Compression and encryption are everywhere. Whether you are uploading videos to Facebook, watching Netflix or doing online shopping or banking, you will be interacting with systems that are (hopefully) employing the best available compression and encryption for your connection. The goals being a fast easy experience that is also secure. For the user, the main point being that they don’t actually configure anything, they just assume clever things are happening. This means these technologies are both ubiquitous and autonomous.
At Actifio, we have the same attitude: you don’t want to spend time setting up compression and encryption, you just want them to be used. But it is a fair question to ask: Are you guys actually doing this? So let’s take a look!
Efficient Data Movement
Since all data movement within Actifio is incremental forever, this means we only ever move (and store) changed data between points in time. In practical terms this means when Actifio creates an image of an application, it creates a full copy for the first snapshot and then uses efficient changed block tracking technologies to limit all future snapshots to changed data only. This means that since future snapshots are incremental, that all other data processing that needs to be done is also incremental forever. Data may be encrypted and compressed at rest depending on selected options. Let’s look at some examples:
Disaster Recovery Replication:
When performing DR Replication with Actifio Streamsnap, the replication from the local Actifio Snapshot Pool to the remote Actifio Snapshot pool is encrypted in flight compressed and incremental forever. As an option you can disable compression, but this is normally not needed. As an alternative for lower bandwidth links the administrator can instead opt for Dedup Async (DAR) which is Encrypted in flight, pre-compressed and pre-deduped (and incremental forever).

Object Storage Replication:
When using object storage, the Actifio Snapshot Pool to object Storage traffic is encrypted in flight, pre-compressed and incremental forever. Source application to object storage (Direct2OnVault) is encrypted in flight, pre-compressed and incremental forever. As an option you can disable compression, but this is normally not needed.
Encryption Methods
Actifio appliances always communicate with each other using SSL, meaning all data is sent using SSL encryption, plus when Actifio communicates with object storage providers we always use HTTPS to communicate, meaning all data is sent and received using SSL encryption. This also applies to API traffic to IAAS providers like AWS and GCE.
Space saving and security technologies
Actifio supports three kinds of storage pool:
- Snapshot Pools: Actifio Sky Appliances compress snapshot pools by default and can optionally encrypt at rest. If the backend storage supports encryption at rest this can also be used as it is ‘invisible’ to Actifio.
- Actifio Dedup pool: Data is compressed and deduplicated. Sky can optionally encrypt at rest.
- Object Storage: Data is pre-compressed by Actifio and encrypted based on whatever technologies are supported by the object storage vendor (pre-compression can be optionally disabled). If object side compression is supported then this could be optionally enabled.

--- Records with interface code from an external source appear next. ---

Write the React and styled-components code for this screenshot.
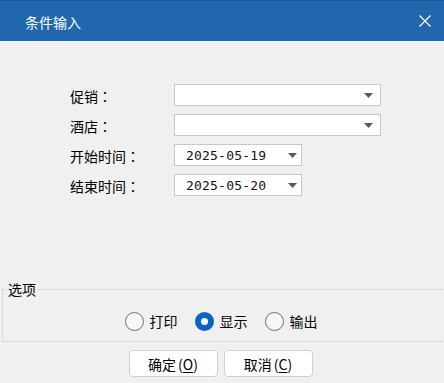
import React from 'react'
import styled, { createGlobalStyle } from 'styled-components'

const GlobalStyle = createGlobalStyle`
    html, body {
        margin: 0;
        padding: 0;
        background: #f0f0f0;
    }
    body {
        font-family: "Noto Sans CJK SC", "Microsoft YaHei", sans-serif;
        font-size: 14px;
        color: #000;
    }
`;

const fields = [
    { label: '促销', type: 'combo' },
    { label: '酒店', type: 'combo' },
    { label: '开始时间', type: 'date', value: '2025-05-19' },
    { label: '结束时间', type: 'date', value: '2025-05-20' },
];

const options = [
    { label: '打印', checked: false },
    { label: '显示', checked: true },
    { label: '输出', checked: false },
];

const Arrow = () => (
    <svg width="9" height="5" viewBox="0 0 9 5">
        <path d="M0 0 H9 L4.5 5 Z" fill="#565d57" />
    </svg>
);

const App = () => {
    return (
        <Window>
            <GlobalStyle />
            <TitleBar>
                <Title>条件输入</Title>
                <Close>
                    <svg width="12" height="12" viewBox="0 0 12 12">
                        <path d="M0.5 0.5 L11.5 11.5 M11.5 0.5 L0.5 11.5" stroke="#fff" strokeWidth="1.2" />
                    </svg>
                </Close>
            </TitleBar>
            <Form>
                {fields.map((f) => (
                    <Row key={f.label}>
                        <Label>{f.label}<Colon>：</Colon></Label>
                        <Field wide={f.type === 'combo'}>
                            <Value>{f.value}</Value>
                            <ArrowBox wide={f.type === 'combo'}><Arrow /></ArrowBox>
                        </Field>
                    </Row>
                ))}
            </Form>
            <Group>
                <Legend>选项</Legend>
                <Radios>
                    {options.map((o) => (
                        <RadioItem key={o.label}>
                            <Circle checked={o.checked} />
                            <span>{o.label}</span>
                        </RadioItem>
                    ))}
                </Radios>
            </Group>
            <Buttons>
                <Button>确定<Paren>(<u>O</u>)</Paren></Button>
                <Button>取消<Paren>(<u>C</u>)</Paren></Button>
            </Buttons>
        </Window>
    )
}

export default App;

const Window = styled.div`
    width: 444px;
    height: 383px;
    display: flex;
    flex-direction: column;
    background: #f0f0f0;
    overflow: hidden;
`;

const TitleBar = styled.div`
    height: 40px;
    border-top: 1px solid #1a5692;
    background: #2067ad;
    display: flex;
    align-items: center;
    justify-content: space-between;
    padding: 0 13px 0 25px;
    flex-shrink: 0;
`;

const Title = styled.div`
    color: #fff;
    font-size: 14px;
    line-height: 20px;
    margin-top: 2px;
`;

const Close = styled.div`
    display: flex;
    width: 12px;
    height: 12px;
`;

const Form = styled.div`
    display: flex;
    flex-direction: column;
    gap: 8px;
    padding: 43px 0 0 70px;
`;

const Row = styled.div`
    display: flex;
    align-items: center;
    height: 22px;
`;

const Label = styled.div`
    width: 104px;
    line-height: 22px;
    margin-top: 1px;
`;

const Colon = styled.span`
    font-family: "Noto Sans CJK TC", sans-serif;
`;

const Field = styled.div`
    box-sizing: border-box;
    width: ${({wide}) => wide ? '207px' : '128px'};
    height: 22px;
    background: #fff;
    border: 1px solid #c8c8c8;
    display: flex;
    align-items: center;
    justify-content: space-between;
    padding-left: 11px;
`;

const Value = styled.div`
    font-family: "DejaVu Sans Mono", monospace;
    font-size: 13px;
    color: #10102a;
    letter-spacing: 0.2px;
`;

const ArrowBox = styled.div`
    display: flex;
    margin-right: ${({wide}) => wide ? '7px' : '4px'};
`;

const Group = styled.fieldset`
    margin: auto 0 0 2px;
    width: 441px;
    box-sizing: border-box;
    border: 1px solid #d8d8d8;
    border-right: none;
    padding: 13px 0 10px;
    min-inline-size: 0;
`;

const Legend = styled.legend`
    padding: 0 2px;
    margin-left: 3px;
    height: 18px;
    line-height: 18px;
    font-size: 14px;
`;

const Radios = styled.div`
    display: flex;
    justify-content: center;
    gap: 17px;
    height: 20px;
    margin-right: 4px;
`;

const RadioItem = styled.div`
    display: flex;
    align-items: center;
    gap: 6px;
    line-height: 20px;
`;

const Circle = styled.span`
    box-sizing: border-box;
    width: 19px;
    height: 19px;
    border-radius: 50%;
    border: ${({checked}) => checked ? '6px solid #0a64c4' : '1px solid #6e6e6e'};
    background: ${({checked}) => checked ? '#fff' : '#f7f7f7'};
`;

const Buttons = styled.div`
    display: flex;
    justify-content: center;
    gap: 6px;
    padding: 8px 0 6px;
    margin-right: 3px;
`;

const Button = styled.div`
    box-sizing: border-box;
    width: 89px;
    height: 27px;
    border: 1px solid #d0d0d0;
    border-radius: 4px;
    background: #fff;
    display: flex;
    align-items: center;
    justify-content: center;
    font-size: 14px;
`;

const Paren = styled.span`
    margin-left: 2px;
    u {
        text-underline-offset: 2px;
    }
`;
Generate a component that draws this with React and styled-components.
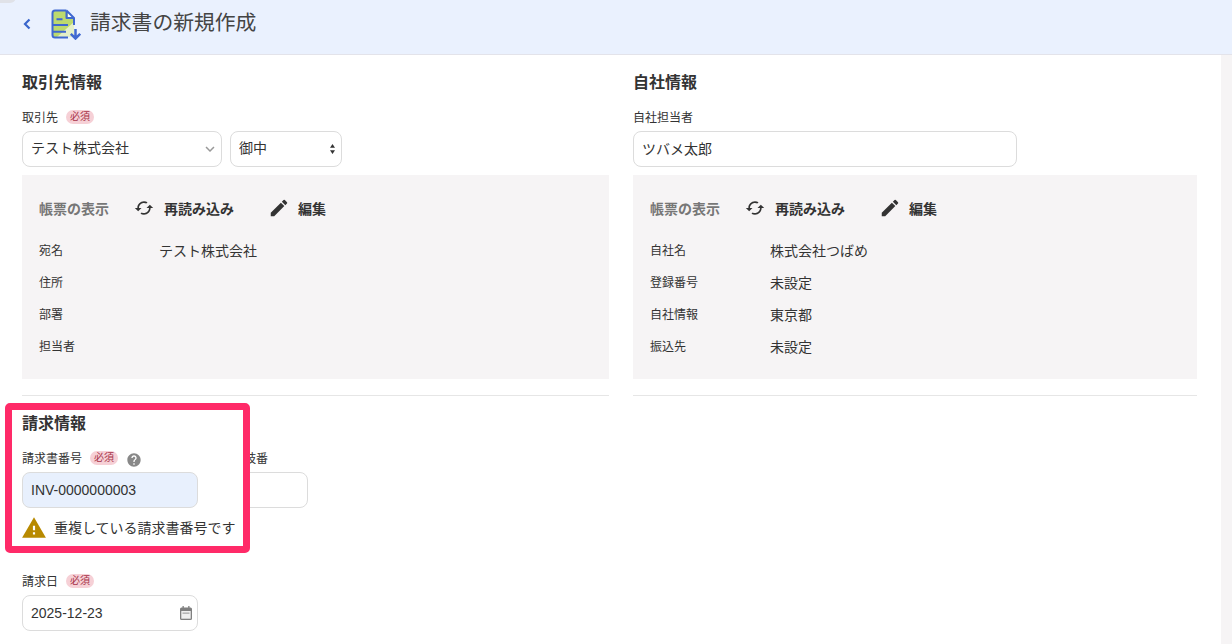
import React from "react";
import styled, { createGlobalStyle } from "styled-components";
import { MdCached, MdEdit, MdHelp, MdWarning, MdExpandMore } from "react-icons/md";

const Global = createGlobalStyle`
  html, body { margin: 0; padding: 0; background: #fff; }
  body { width: 1232px; height: 644px; overflow: hidden; font-family: "Liberation Sans", "Noto Sans CJK JP", sans-serif; color: #333; }
  * { box-sizing: border-box; }
`;

const Page = styled.div`
  position: relative;
  width: 1232px;
  height: 644px;
  overflow: hidden;
`;
const CornerShade = styled.div`
  position: absolute;
  left: 0;
  top: -3px;
  width: 16px;
  height: 6px;
  border-radius: 0 0 6px 0;
  background: #e0e2e8;
`;
const Header = styled.header`
  display: flex;
  align-items: center;
  height: 55px;
  padding-bottom: 1px;
  background: #eaf1fe;
  border-bottom: 1px solid #e3e3ea;
`;
const Back = styled.svg`
  flex: none;
  margin-left: 22px;
  margin-top: -5px;
`;
const TitleIcon = styled.svg`
  margin-left: 19px;
  margin-top: -4px;
`;
const Title = styled.h1`
  margin: 0 0 0 9px;
  position: relative;
  top: -4px;
  font-size: 20.8px;
  font-weight: 400;
  line-height: 28px;
  color: #444;
`;
const Body = styled.div`
  display: flex;
  height: 589px;
`;
const Columns = styled.main`
  flex: 1;
  display: grid;
  grid-template-columns: 587px 564px;
  column-gap: 24px;
  align-content: start;
  padding-left: 22px;
`;
const Strip = styled.div`
  width: 11px;
  background: #f6f4f5;
`;
const Column = styled.section`
  display: flex;
  flex-direction: column;
  padding-top: 15px;
`;
const Heading = styled.h2`
  margin: 1px 0 -1px;
  font-size: 16px;
  font-weight: 700;
  line-height: 24px;
  color: #333;
`;
const LabelRow = styled.div`
  display: flex;
  align-items: center;
  height: 14px;
  margin-top: 16px;
  margin-bottom: 7px;
  padding-bottom: 2px;
  font-size: 12px;
  color: #333;
  white-space: nowrap;
`;
const Badge = styled.span`
  display: inline-flex;
  align-items: center;
  justify-content: center;
  width: 28px;
  height: 14px;
  margin-left: 8px;
  margin-bottom: -2px;
  border-radius: 7px;
  background: #f6d0d6;
  color: #a8344a;
  font-size: 10px;
  line-height: 14px;
`;
const Help = styled.span`
  display: flex;
  margin-left: 8px;
  margin-top: 5px;
  color: #888;
`;
const Controls = styled.div`
  display: flex;
  gap: 8px;
`;
const ControlWrap = styled.div`
  position: relative;
  width: ${(p) => p.$w}px;
  height: 36px;
`;
const Field = styled.input`
  display: block;
  width: 100%;
  height: 36px;
  padding: 0 8px ${(p) => (p.$cjk ? "2px" : "0")};
  border: 1px solid #dcdcdc;
  border-radius: 8px;
  outline: none;
  background: ${(p) => (p.$filled ? "#e8f0fd" : "#fff")};
  color: #333;
  font: 14px "Liberation Sans", "Noto Sans CJK JP", sans-serif;
`;
const Select = styled.select`
  display: block;
  width: 100%;
  height: 36px;
  padding: 0 8px 2px;
  border: 1px solid #dcdcdc;
  border-radius: 8px;
  outline: none;
  appearance: none;
  background: #fff;
  color: #333;
  font: 14px "Liberation Sans", "Noto Sans CJK JP", sans-serif;
`;
const Chevron = styled.span`
  position: absolute;
  top: 0;
  bottom: 0;
  right: ${(p) => p.$r}px;
  display: flex;
  align-items: center;
  color: ${(p) => p.$c};
  pointer-events: none;
`;
const Panel = styled.div`
  height: 204px;
  margin-top: 8px;
  padding: 17px 17px 16px;
  background: #f6f4f5;
`;
const Toolbar = styled.div`
  display: flex;
  align-items: center;
  height: 32px;
  margin-bottom: 10px;
`;
const ToolbarTitle = styled.span`
  margin-right: 25px;
  font-size: 14px;
  font-weight: 700;
  color: #777;
`;
const ToolButton = styled.span`
  display: flex;
  align-items: center;
  gap: ${(p) => p.$gap}px;
  margin-right: 34px;
  font-size: 14px;
  font-weight: 700;
  color: #333;
`;
const Row = styled.div`
  display: flex;
  align-items: center;
  height: 32px;
`;
const RowLabel = styled.span`
  width: 120px;
  margin-bottom: 2px;
  font-size: 12px;
  color: #333;
`;
const RowValue = styled.span`
  font-size: 14px;
  color: #333;
`;
const Divider = styled.hr`
  height: 1px;
  margin: 16px 0 0;
  border: 0;
  background: #e6e6e6;
`;
const BillingRow = styled.div`
  display: flex;
  align-items: flex-start;
  margin: 7px 0 0 -17px;
`;
const Callout = styled.div`
  position: relative;
  z-index: 1;
  flex: none;
  width: 245px;
  height: 150px;
  padding: 1px 0 0 10px;
  border: 7px solid #ff2a68;
  border-radius: 5px;
  background: #fff;
`;
const BranchField = styled.div`
  width: 102px;
  margin-left: -44px;
  padding-top: 48px;
`;
const BranchLabel = styled(LabelRow)`
  margin-top: 0;
  padding-left: 2px;
`;
const Message = styled.div`
  display: flex;
  align-items: center;
  gap: 9px;
  height: 22px;
  margin-top: 9px;
  font-size: 14px;
  color: #333;
  white-space: nowrap;
`;
const MessageText = styled.span`
  margin-bottom: 2px;
`;
const WarnIcon = styled.span`
  display: flex;
  margin-left: 1px;
  color: #b88a00;
`;
const DateLabel = styled(LabelRow)`
  margin-top: 21px;
`;
const CalendarIcon = styled.svg`
  display: block;
`;

const DocIcon = () => (
  <TitleIcon width="30" height="31" viewBox="52 9 30 31" fill="none">
    <path d="M54 11h13l8 8v18H54z" fill="#bcd96e" />
    <path d="M75 22 58 37h17z" fill="#e4efc8" />
    <path d="M69 11v7h6z" fill="#fff" />
    <path d="M67.500 10.500H56a2.500 2.500 0 0 0-2.500 2.500V35a2.500 2.500 0 0 0 2.500 2.500h13M67.500 10.500 75 18v7M67.500 10.500V18H75" stroke="#3f68d0" strokeWidth="2" strokeLinejoin="round" />
    <path d="M57.500 19.300h6M54 25h15M54 31.700h13" stroke="#3f68d0" strokeWidth="2" />
    <path d="M76.500 29v9.500M71.800 33.800l4.700 4.700 4.700-4.700" stroke="#3f68d0" strokeWidth="2.500" />
  </TitleIcon>
);

const Spinner = () => (
  <svg width="5" height="10" viewBox="0 0 5 10" fill="#333">
    <path d="M2.500 0 5 3.800H0zM2.500 10 0 6.200h5z" />
  </svg>
);

const Calendar = () => (
  <CalendarIcon width="12" height="14" viewBox="0 0 12 14" fill="none">
    <path d="M2.500 0h1.300v1.500h4.400V0h1.300v1.500h1A1.500 1.500 0 0 1 12 3v9.500a1.500 1.500 0 0 1-1.500 1.500h-9A1.500 1.500 0 0 1 0 12.500V3a1.500 1.500 0 0 1 1.500-1.500h1z" fill="#808080" />
    <rect x="1.300" y="5" width="9.400" height="7.700" fill="#efefef" />
    <rect x="2.500" y="6.500" width="7" height="1.300" fill="#aaa" />
  </CalendarIcon>
);

const DisplayPanel = ({ rows }) => (
  <Panel>
    <Toolbar>
      <ToolbarTitle>帳票の表示</ToolbarTitle>
      <ToolButton $gap={10}>
        <MdCached size={20} />
        再読み込み
      </ToolButton>
      <ToolButton $gap={8}>
        <MdEdit size={22} />
        編集
      </ToolButton>
    </Toolbar>
    {rows.map(([label, value]) => (
      <Row key={label}>
        <RowLabel>{label}</RowLabel>
        <RowValue>{value}</RowValue>
      </Row>
    ))}
  </Panel>
);

export default function App() {
  return (
    <Page>
      <Global />
      <CornerShade />
      <Header>
        <Back width="10" height="12" viewBox="0 0 10 12" fill="none">
          <path d="M7.500 1.500 3 6l4.500 4.500" stroke="#3a66cc" strokeWidth="2.200" />
        </Back>
        <DocIcon />
        <Title>請求書の新規作成</Title>
      </Header>
      <Body>
        <Columns>
          <Column>
            <Heading>取引先情報</Heading>
            <LabelRow>
              取引先<Badge>必須</Badge>
            </LabelRow>
            <Controls>
              <ControlWrap $w={200}>
                <Select defaultValue="test">
                  <option value="test">テスト株式会社</option>
                </Select>
                <Chevron $r={3} $c="#999">
                  <MdExpandMore size={18} />
                </Chevron>
              </ControlWrap>
              <ControlWrap $w={112}>
                <Select defaultValue="gochu">
                  <option value="gochu">御中</option>
                </Select>
                <Chevron $r={7} $c="#333">
                  <Spinner />
                </Chevron>
              </ControlWrap>
            </Controls>
            <DisplayPanel
              rows={[
                ["宛名", "テスト株式会社"],
                ["住所", ""],
                ["部署", ""],
                ["担当者", ""],
              ]}
            />
            <Divider />
            <BillingRow>
              <Callout>
                <Heading>請求情報</Heading>
                <LabelRow>
                  請求書番号<Badge>必須</Badge>
                  <Help>
                    <MdHelp size={16} />
                  </Help>
                </LabelRow>
                <ControlWrap $w={176}>
                  <Field $filled readOnly value="INV-0000000003" />
                </ControlWrap>
                <Message>
                  <WarnIcon>
                    <MdWarning size={26} style={{ margin: "-2px" }} />
                  </WarnIcon>
                  <MessageText>重複している請求書番号です</MessageText>
                </Message>
              </Callout>
              <BranchField>
                <BranchLabel>請求書枝番</BranchLabel>
                <ControlWrap $w={102}>
                  <Field readOnly value="" />
                </ControlWrap>
              </BranchField>
            </BillingRow>
            <DateLabel>
              請求日<Badge>必須</Badge>
            </DateLabel>
            <ControlWrap $w={176}>
              <Field readOnly value="2025-12-23" />
              <Chevron $r={6} $c="#777">
                <Calendar />
              </Chevron>
            </ControlWrap>
          </Column>
          <Column>
            <Heading>自社情報</Heading>
            <LabelRow>自社担当者</LabelRow>
            <ControlWrap $w={384}>
              <Field $cjk readOnly value="ツバメ太郎" />
            </ControlWrap>
            <DisplayPanel
              rows={[
                ["自社名", "株式会社つばめ"],
                ["登録番号", "未設定"],
                ["自社情報", "東京都"],
                ["振込先", "未設定"],
              ]}
            />
            <Divider />
          </Column>
        </Columns>
        <Strip />
      </Body>
    </Page>
  );
}
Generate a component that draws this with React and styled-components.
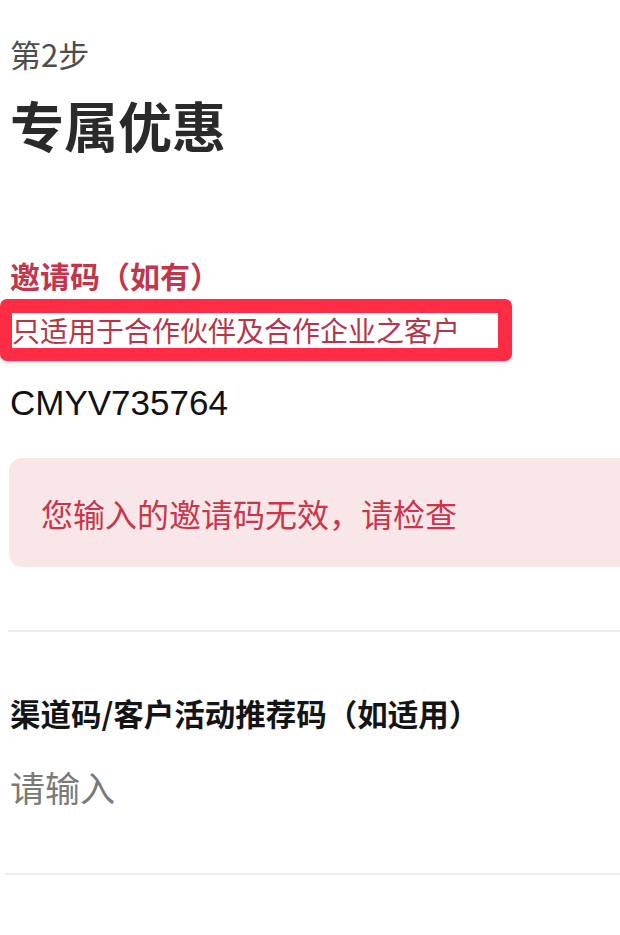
import React from "react";
import styled, {createGlobalStyle} from "styled-components";

const GlobalStyle = createGlobalStyle`
  html, body {
    margin: 0;
    padding: 0;
    background: #ffffff;
  }
  body {
    font-family: "Noto Sans CJK SC", "Noto Sans", sans-serif;
    overflow-x: hidden;
  }
`;

const Page = styled.div`
  display: flex;
  flex-direction: column;
  align-items: flex-start;
  padding: 34px 0 40px 10px;
  overflow: hidden;
`;

const Step = styled.div`
  font-size: 31px;
  line-height: 40px;
  color: #4d4d4d;
`;

const Title = styled.h1`
  margin: 19px 0 0;
  font-size: 54px;
  line-height: 64px;
  font-weight: 700;
  color: #2a2a2a;
`;

const FieldLabel = styled.div`
  margin-top: ${(p) => p.$gap}px;
  font-size: ${(p) => p.$size || 30}px;
  line-height: 40px;
  font-weight: 700;
  color: ${(p) => (p.$tone === "error" ? "#c2364b" : "#141414")};
`;

const HintMark = styled.div`
  margin: 4px 0 0 -10px;
  border-style: solid;
  border-color: #ff2c45;
  border-width: 14px 14px 13px 12px;
  border-radius: 7px;
  background: #ffffff;
  box-shadow: 0 2px 4px rgba(0, 0, 0, 0.12);
`;

const HintText = styled.div`
  padding: 0 38px 0 0;
  font-size: 28px;
  line-height: 35px;
  color: #b53549;
`;

const CodeInput = styled.input`
  margin: 20px 0 0;
  padding: 0;
  border: none;
  outline: none;
  background: transparent;
  width: 400px;
  height: 44px;
  font-family: "Liberation Sans", Arial, sans-serif;
  font-size: 35px;
  color: #111111;
`;

const ErrorBanner = styled.div`
  display: flex;
  align-items: center;
  box-sizing: border-box;
  margin: 33px 0 0 -1px;
  width: calc(100% + 40px);
  height: 109px;
  padding-left: 32px;
  border-radius: 13px;
  background: #f9e6e9;
  font-size: 32px;
  color: #c8364b;
`;

const Divider = styled.hr`
  align-self: stretch;
  margin: ${(p) => p.$gap}px 0 0 ${(p) => p.$inset}px;
  border: none;
  height: 2px;
  background: #ececec;
`;

const PlainInput = styled.input`
  margin: 30px 0 0;
  padding: 0;
  border: none;
  outline: none;
  background: transparent;
  width: 400px;
  height: 46px;
  font-family: "Noto Sans CJK SC", "Noto Sans", sans-serif;
  font-size: 35px;
  color: #222222;

  &::placeholder {
    color: #7a7a7a;
  }
`;

export default function App() {
  return (
    <>
      <GlobalStyle />
      <Page>
        <Step>第2步</Step>
        <Title>专属优惠</Title>

        <FieldLabel $tone="error" $gap={98}>
          邀请码（如有）
        </FieldLabel>
        <HintMark>
          <HintText>只适用于合作伙伴及合作企业之客户</HintText>
        </HintMark>
        <CodeInput defaultValue="CMYV735764" />
        <ErrorBanner>您输入的邀请码无效，请检查</ErrorBanner>
        <Divider $gap={63} $inset={-2} />

        <FieldLabel $gap={61} $size={30.5}>
          渠道码/客户活动推荐码（如适用）
        </FieldLabel>
        <PlainInput placeholder="请输入" />
        <Divider $gap={64} $inset={-5} />
      </Page>
    </>
  );
}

Compression with Actifio OnVault
By default Actifio OnVault will pre-compress all data sent to object storage. This means the data is compressed prior to transmission to object (saving network bandwidth and any related bandwidth costs) and is stored compressed on the object side (saving storage consumption and any related storage costs). The compression method used allows the object storage to be both aware of this pre-compression and uncompress the objects if they are accessed directly, meaning Actifio Sky is not needed to de-compress the objects. It also means that Actifio does not depend on the object storage provider to provide compression (since not all of them do).
There are some limited exceptions to this and the Support Matrix will list those exceptions. So far we have seen some on-prem object storage solutions that do not support the pre-compression of objects, meaning that to get compression efficiencies in object storage, target side compression needs to be enabled. The data will always be sent and received uncompressed, but since these targets are normally onsite this should not be an issue.
Note also that if data is pre-compressed then additional compression used during flight or storage, may not yield additional savings.
What does all this mean to you? It means lower bandwidth costs, lower storage costs and the confidence that when data is shipped, it is done so in a secure and efficient manner. All the things you presume are happening, are actually happening. And thats as it should be.